Miras sözleşmelerinde bir diğer ayrım ise; ivazlı miras sözleşmeleri ile ivazsız miras sözleşmeleridir. Miras sözleşmesinde ölüme bağlı tasarrufta bulunan kişinin miras sözleşmesi yapma ehliyeti bulunmalıdır. Tam ehliyetli, ayırt etme gücüne sahip ve ergin olan kişilerin miras sözleşmesi yapma hakları mevcuttur. Kısıtlı olan kişilerin miras sözleşmesi yapmaları mümkün değildir. Miras sözleşmesinin tarafını oluşturan kişinin bir diğer deyişle ölüme bağlı tasarrufta bulunmayan kişinin tam ehliyetli olması şartı bulunmamaktadır. Ancak genel olarak Türk Borçlar Kanunu’nda düzenlenen ehliyet kuralları dikkate alınmaktadır.
Miras sözleşmeleri miras bırakanın ölüme bağlı bir tasarrufu ile gerçekleştirilmektedir. Ölüme bağlı tasarrufta bulunma hakkı kişiye sıkı sıkıya bağlı bir hak olması sebebiyle kanuni olarak temsil ve vekil tayin edilerek yapılması mümkün değildir. Dolayısıyla kanuni temsil ve iradi temsil yasağı bulunmaktadır. Miras sözleşmelerinde de ölüme bağlı tasarrufta bulunan tarafın bir kanuni temsilci veya iradi temsilci eliyle temsil edilmesi söz konusu olmamaktadır.

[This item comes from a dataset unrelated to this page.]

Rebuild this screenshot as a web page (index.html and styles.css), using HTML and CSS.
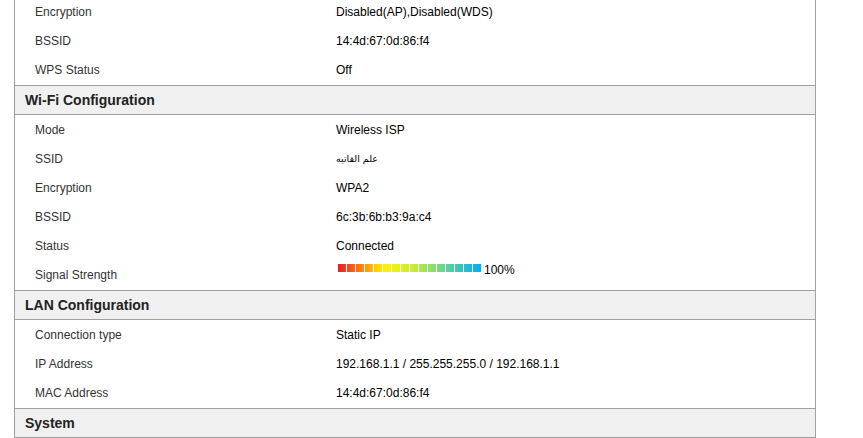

Miras sözleşmesi yapmak istediğinizde mutlaka yetkili memur önünde, noter huzurunda, avukattan hukuki yardım alarak düzenlenmesini talep etmeniz haklarınızı ve mirasçılarınızda sizden sonraki miras haklarının korunmasında önem arz etmektedir. Sağlıklı günler dilerim.